**Data shown:**
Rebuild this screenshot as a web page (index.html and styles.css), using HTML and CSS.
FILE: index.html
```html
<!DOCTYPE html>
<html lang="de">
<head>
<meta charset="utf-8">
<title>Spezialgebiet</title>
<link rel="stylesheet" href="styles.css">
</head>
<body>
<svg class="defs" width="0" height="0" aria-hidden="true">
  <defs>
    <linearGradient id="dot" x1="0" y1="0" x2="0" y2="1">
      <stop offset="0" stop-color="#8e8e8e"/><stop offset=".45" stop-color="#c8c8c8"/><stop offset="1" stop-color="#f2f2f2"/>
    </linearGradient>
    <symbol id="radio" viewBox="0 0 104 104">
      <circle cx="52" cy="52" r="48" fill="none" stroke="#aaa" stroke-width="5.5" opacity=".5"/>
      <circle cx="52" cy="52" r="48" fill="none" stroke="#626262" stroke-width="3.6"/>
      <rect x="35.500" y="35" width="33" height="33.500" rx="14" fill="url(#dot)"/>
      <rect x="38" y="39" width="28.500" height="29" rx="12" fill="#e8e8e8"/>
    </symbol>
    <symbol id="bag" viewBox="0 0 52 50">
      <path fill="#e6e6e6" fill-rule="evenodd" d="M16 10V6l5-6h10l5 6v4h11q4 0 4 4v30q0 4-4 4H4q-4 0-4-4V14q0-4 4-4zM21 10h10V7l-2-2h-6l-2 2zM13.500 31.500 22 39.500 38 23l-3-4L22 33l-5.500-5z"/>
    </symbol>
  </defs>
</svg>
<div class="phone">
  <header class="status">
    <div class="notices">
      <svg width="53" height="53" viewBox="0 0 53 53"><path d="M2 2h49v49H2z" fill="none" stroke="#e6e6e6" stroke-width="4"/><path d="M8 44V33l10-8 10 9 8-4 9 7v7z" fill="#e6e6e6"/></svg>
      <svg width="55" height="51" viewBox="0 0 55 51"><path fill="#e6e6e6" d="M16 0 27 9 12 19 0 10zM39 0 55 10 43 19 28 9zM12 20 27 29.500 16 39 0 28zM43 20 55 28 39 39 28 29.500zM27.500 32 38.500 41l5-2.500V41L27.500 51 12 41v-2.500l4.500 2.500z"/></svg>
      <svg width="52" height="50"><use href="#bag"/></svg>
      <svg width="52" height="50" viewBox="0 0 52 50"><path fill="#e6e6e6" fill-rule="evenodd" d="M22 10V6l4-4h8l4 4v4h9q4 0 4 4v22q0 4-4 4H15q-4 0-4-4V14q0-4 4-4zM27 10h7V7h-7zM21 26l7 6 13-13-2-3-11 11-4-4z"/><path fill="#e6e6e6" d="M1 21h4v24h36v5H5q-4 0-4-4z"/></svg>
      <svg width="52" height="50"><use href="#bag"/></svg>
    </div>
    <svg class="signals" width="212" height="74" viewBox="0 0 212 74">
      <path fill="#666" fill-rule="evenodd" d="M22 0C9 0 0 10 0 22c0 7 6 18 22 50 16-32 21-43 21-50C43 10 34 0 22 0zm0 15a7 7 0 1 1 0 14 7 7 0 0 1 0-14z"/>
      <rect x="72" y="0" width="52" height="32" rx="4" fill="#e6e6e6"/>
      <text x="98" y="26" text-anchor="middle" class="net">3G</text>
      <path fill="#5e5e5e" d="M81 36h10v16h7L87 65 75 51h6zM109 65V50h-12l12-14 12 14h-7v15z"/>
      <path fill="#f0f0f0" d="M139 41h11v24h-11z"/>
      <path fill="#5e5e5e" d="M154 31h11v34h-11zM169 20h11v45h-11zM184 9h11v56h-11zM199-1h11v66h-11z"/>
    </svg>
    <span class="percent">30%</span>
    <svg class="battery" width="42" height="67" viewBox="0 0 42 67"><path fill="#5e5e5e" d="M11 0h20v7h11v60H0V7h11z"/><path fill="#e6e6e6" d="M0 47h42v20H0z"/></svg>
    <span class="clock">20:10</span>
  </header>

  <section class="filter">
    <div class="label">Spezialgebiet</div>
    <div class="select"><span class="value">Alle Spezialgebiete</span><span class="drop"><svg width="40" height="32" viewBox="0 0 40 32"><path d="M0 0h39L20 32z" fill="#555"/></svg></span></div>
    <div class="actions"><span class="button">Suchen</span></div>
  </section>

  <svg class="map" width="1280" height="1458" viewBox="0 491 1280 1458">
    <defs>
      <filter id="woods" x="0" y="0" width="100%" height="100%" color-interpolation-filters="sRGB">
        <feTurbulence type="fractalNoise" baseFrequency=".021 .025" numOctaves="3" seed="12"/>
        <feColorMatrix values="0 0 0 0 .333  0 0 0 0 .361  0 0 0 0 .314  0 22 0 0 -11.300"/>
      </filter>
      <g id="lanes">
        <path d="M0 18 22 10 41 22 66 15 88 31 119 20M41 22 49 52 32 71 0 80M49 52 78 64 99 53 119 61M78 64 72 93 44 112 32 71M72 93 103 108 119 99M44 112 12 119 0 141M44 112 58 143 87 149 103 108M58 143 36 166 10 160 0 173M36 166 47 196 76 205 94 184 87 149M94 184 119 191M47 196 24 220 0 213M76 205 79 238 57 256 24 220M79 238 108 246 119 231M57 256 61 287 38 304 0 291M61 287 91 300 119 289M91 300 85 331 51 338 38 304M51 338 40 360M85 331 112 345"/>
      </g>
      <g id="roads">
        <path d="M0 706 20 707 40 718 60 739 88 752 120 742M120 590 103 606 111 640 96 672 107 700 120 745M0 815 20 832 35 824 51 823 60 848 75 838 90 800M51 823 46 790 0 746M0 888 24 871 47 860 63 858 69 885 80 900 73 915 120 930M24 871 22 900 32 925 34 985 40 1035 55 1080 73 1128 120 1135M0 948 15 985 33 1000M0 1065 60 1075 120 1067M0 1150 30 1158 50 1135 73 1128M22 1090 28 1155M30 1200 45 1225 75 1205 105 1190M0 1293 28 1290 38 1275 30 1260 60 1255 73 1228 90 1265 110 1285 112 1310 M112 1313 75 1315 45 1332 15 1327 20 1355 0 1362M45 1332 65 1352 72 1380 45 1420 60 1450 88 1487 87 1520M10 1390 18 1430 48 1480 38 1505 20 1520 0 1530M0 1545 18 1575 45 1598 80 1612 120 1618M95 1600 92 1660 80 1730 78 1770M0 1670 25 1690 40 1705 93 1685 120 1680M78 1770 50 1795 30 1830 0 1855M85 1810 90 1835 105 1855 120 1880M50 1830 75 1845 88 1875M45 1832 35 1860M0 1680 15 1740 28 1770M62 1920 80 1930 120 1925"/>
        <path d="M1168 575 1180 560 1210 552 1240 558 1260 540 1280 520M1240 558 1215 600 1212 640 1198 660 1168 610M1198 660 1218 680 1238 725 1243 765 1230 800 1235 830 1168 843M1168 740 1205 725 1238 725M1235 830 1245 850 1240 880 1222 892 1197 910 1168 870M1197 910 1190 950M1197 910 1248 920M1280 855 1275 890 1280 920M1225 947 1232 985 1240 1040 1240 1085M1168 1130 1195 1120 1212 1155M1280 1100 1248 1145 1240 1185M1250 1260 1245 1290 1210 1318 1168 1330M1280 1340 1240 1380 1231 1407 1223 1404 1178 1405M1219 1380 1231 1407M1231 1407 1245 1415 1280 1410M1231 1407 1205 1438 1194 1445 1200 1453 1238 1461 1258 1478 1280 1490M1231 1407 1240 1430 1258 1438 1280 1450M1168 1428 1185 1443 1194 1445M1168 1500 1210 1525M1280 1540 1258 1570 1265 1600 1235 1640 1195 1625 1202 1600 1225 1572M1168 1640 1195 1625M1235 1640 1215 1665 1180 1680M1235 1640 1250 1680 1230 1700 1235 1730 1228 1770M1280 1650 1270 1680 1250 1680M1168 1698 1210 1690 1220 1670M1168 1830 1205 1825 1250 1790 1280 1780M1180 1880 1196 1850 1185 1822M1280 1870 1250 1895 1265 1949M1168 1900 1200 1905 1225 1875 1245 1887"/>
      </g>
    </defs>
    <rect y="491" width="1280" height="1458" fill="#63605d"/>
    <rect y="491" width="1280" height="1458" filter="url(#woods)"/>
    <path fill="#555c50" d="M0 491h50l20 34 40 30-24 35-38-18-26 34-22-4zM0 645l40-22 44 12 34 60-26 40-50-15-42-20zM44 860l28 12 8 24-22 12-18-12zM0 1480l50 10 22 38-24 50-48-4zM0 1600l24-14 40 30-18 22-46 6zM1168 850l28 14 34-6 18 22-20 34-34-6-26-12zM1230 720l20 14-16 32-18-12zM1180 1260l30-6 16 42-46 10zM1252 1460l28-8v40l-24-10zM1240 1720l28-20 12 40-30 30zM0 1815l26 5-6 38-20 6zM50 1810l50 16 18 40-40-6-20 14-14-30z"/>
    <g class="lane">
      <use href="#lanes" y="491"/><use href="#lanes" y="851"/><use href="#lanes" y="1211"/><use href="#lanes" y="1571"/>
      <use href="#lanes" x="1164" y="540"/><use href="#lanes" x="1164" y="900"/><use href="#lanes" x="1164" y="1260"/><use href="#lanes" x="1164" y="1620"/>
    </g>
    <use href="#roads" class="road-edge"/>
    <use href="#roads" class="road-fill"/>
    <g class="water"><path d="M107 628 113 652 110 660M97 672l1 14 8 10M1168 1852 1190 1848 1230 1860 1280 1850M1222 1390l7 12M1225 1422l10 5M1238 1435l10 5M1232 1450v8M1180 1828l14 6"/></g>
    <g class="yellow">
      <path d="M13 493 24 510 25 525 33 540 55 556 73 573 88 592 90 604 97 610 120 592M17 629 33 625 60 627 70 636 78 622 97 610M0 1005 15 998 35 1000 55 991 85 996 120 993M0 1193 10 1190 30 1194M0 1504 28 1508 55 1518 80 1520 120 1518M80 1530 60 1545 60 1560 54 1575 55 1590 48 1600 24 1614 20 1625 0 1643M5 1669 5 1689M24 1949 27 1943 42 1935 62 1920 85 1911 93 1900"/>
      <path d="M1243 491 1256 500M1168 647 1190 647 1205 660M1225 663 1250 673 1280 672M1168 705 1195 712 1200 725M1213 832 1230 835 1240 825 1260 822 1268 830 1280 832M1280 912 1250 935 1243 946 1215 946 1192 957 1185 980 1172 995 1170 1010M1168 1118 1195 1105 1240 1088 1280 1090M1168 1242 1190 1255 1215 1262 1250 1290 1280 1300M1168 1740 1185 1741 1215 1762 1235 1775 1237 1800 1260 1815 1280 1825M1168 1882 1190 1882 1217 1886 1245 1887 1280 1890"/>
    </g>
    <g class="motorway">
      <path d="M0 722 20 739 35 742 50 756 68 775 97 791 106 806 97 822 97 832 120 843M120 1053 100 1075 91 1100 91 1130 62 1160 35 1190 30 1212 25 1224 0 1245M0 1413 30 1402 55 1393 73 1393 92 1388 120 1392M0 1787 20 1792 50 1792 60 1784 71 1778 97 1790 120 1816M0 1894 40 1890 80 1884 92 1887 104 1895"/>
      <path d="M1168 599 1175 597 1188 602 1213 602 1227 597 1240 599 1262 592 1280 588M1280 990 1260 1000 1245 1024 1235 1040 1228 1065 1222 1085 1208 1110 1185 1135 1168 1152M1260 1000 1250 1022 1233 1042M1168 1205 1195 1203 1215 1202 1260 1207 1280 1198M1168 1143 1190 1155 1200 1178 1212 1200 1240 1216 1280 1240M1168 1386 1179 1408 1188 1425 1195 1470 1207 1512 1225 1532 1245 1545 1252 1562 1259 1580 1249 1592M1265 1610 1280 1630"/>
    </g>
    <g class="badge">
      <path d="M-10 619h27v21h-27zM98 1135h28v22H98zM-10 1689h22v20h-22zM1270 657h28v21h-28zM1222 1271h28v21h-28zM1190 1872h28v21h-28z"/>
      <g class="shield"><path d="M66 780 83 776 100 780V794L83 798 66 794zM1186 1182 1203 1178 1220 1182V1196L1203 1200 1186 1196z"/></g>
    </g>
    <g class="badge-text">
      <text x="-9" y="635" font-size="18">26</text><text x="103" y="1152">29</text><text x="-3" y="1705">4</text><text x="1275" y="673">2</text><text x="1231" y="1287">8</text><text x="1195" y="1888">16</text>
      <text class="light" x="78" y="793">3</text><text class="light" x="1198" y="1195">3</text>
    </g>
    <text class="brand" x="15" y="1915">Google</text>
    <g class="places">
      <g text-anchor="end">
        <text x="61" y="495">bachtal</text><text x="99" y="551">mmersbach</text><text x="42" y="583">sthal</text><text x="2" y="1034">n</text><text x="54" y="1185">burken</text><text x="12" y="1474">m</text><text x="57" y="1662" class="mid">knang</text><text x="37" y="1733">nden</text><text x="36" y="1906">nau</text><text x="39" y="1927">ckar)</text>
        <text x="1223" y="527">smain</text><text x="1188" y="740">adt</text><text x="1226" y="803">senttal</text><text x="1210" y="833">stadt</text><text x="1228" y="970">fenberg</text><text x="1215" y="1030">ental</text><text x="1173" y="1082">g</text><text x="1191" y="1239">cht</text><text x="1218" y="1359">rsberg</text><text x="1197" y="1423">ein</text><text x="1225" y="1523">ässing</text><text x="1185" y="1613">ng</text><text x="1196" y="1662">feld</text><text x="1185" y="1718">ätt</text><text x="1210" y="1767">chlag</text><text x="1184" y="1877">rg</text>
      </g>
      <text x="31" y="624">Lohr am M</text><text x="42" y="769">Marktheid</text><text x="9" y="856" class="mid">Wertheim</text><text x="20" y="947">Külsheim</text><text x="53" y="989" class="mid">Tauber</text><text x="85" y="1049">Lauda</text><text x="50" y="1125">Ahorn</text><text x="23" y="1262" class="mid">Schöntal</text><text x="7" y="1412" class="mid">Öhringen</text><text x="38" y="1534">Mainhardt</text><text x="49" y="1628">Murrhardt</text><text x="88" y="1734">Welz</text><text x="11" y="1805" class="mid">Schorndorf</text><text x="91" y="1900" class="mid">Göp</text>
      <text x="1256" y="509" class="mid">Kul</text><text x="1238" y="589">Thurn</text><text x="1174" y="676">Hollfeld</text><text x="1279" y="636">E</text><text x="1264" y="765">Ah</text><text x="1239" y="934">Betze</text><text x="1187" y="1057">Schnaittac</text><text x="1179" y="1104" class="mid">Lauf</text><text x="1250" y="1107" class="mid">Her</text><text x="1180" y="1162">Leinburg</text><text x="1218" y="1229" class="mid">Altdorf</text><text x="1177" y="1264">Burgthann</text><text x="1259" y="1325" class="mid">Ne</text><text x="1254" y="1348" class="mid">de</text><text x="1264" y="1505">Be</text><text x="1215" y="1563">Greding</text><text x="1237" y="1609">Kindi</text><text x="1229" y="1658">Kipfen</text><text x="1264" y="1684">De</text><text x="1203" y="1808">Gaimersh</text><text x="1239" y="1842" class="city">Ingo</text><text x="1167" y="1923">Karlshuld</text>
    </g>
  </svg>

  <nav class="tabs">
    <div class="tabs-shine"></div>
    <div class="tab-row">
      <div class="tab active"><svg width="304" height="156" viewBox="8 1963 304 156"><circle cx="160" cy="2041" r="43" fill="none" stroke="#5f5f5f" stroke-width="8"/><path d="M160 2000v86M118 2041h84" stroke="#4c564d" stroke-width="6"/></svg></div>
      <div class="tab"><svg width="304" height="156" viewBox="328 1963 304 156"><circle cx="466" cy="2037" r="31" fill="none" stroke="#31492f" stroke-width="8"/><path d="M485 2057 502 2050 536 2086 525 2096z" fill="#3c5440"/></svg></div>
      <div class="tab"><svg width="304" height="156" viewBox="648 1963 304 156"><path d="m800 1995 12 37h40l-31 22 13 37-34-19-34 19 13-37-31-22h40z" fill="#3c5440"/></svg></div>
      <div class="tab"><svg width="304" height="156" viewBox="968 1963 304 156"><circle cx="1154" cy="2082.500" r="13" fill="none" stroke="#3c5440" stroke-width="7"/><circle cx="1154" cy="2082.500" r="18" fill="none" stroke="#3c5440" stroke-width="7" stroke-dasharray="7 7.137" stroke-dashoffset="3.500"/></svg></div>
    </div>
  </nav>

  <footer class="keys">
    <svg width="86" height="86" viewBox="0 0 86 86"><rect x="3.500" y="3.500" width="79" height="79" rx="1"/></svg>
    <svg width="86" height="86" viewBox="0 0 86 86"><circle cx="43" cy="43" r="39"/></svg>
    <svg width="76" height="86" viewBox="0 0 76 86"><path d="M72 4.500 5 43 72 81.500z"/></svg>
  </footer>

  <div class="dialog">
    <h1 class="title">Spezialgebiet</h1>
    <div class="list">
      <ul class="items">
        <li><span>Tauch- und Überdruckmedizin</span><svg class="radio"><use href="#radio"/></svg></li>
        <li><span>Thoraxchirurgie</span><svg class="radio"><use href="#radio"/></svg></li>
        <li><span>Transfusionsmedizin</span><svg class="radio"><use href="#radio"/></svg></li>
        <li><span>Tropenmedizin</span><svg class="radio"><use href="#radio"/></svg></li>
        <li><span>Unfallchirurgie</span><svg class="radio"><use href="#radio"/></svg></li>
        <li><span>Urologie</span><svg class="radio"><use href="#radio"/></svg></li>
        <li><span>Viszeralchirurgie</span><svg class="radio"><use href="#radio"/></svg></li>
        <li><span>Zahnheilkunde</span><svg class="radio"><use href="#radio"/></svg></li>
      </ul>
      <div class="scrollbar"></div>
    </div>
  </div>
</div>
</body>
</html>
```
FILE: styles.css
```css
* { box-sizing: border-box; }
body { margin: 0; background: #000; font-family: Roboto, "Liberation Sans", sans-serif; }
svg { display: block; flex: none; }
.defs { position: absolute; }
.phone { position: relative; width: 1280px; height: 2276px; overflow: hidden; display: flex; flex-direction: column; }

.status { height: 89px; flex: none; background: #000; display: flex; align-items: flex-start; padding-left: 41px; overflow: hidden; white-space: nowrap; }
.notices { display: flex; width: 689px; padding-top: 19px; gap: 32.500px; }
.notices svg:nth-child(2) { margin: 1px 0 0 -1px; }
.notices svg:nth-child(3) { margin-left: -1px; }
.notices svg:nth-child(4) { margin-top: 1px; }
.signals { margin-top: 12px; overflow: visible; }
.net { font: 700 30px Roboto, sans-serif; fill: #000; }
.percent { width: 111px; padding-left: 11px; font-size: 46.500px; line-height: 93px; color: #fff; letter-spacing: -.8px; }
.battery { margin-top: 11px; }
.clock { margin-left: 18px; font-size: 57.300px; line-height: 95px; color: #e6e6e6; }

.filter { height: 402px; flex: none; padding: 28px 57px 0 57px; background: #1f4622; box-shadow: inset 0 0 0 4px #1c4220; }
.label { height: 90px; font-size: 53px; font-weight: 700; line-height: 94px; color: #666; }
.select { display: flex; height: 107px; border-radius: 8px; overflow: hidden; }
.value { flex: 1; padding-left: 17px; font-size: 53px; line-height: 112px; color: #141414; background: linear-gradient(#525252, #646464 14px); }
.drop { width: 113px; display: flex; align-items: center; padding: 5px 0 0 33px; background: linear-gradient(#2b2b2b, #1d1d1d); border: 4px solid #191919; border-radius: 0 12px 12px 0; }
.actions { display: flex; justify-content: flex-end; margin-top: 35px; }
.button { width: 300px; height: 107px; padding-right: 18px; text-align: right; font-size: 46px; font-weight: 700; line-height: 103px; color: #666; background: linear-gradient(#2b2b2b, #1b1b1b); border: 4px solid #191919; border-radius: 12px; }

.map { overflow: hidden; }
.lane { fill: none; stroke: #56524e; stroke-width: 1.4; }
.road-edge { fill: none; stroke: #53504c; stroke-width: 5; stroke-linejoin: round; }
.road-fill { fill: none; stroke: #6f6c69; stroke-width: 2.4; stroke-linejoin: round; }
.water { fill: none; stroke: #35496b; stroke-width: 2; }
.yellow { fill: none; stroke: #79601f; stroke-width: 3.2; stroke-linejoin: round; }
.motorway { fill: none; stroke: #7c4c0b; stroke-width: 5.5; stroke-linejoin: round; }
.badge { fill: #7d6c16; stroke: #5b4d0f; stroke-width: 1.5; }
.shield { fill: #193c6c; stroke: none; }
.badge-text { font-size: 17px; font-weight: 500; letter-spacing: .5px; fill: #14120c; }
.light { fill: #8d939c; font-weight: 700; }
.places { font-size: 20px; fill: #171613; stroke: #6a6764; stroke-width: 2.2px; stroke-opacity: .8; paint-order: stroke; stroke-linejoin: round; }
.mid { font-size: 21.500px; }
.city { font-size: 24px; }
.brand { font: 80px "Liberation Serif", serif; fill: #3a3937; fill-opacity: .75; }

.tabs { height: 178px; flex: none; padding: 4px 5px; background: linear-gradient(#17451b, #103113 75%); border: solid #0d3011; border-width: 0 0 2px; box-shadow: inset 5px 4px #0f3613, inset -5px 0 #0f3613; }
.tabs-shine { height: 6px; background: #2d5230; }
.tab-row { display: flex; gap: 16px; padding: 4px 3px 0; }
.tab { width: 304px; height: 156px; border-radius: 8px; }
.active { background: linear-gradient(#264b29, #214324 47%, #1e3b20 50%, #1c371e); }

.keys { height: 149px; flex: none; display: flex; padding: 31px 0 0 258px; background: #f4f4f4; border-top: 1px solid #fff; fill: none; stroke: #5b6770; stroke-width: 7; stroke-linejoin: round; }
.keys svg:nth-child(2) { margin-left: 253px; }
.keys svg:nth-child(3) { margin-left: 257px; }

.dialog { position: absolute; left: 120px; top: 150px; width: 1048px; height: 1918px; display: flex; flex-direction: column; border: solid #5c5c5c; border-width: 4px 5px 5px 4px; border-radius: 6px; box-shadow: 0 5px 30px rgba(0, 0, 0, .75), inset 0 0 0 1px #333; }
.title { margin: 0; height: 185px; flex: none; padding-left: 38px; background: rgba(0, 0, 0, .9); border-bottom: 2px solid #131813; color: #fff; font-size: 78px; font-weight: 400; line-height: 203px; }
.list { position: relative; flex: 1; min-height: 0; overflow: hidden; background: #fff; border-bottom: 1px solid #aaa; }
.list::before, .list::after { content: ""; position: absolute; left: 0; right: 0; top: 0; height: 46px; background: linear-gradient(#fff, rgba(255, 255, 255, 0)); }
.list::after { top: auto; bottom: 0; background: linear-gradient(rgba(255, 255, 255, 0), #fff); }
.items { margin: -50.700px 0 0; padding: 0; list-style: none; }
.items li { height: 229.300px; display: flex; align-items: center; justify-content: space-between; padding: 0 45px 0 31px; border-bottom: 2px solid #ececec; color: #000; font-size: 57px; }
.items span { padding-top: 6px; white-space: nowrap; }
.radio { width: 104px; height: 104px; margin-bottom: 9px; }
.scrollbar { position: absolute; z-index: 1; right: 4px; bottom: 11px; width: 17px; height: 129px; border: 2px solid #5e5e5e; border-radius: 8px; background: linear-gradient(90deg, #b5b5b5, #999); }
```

**Set task:**
Every line holding "index" should be copied out.

**Reply to the exercise:**
Rebuild this screenshot as a web page (index.html and styles.css), using HTML and CSS.
FILE: index.html
.scrollbar { position: absolute; z-index: 1; right: 4px; bottom: 11px; width: 17px; height: 129px; border: 2px solid #5e5e5e; border-radius: 8px; background: linear-gradient(90deg, #b5b5b5, #999); }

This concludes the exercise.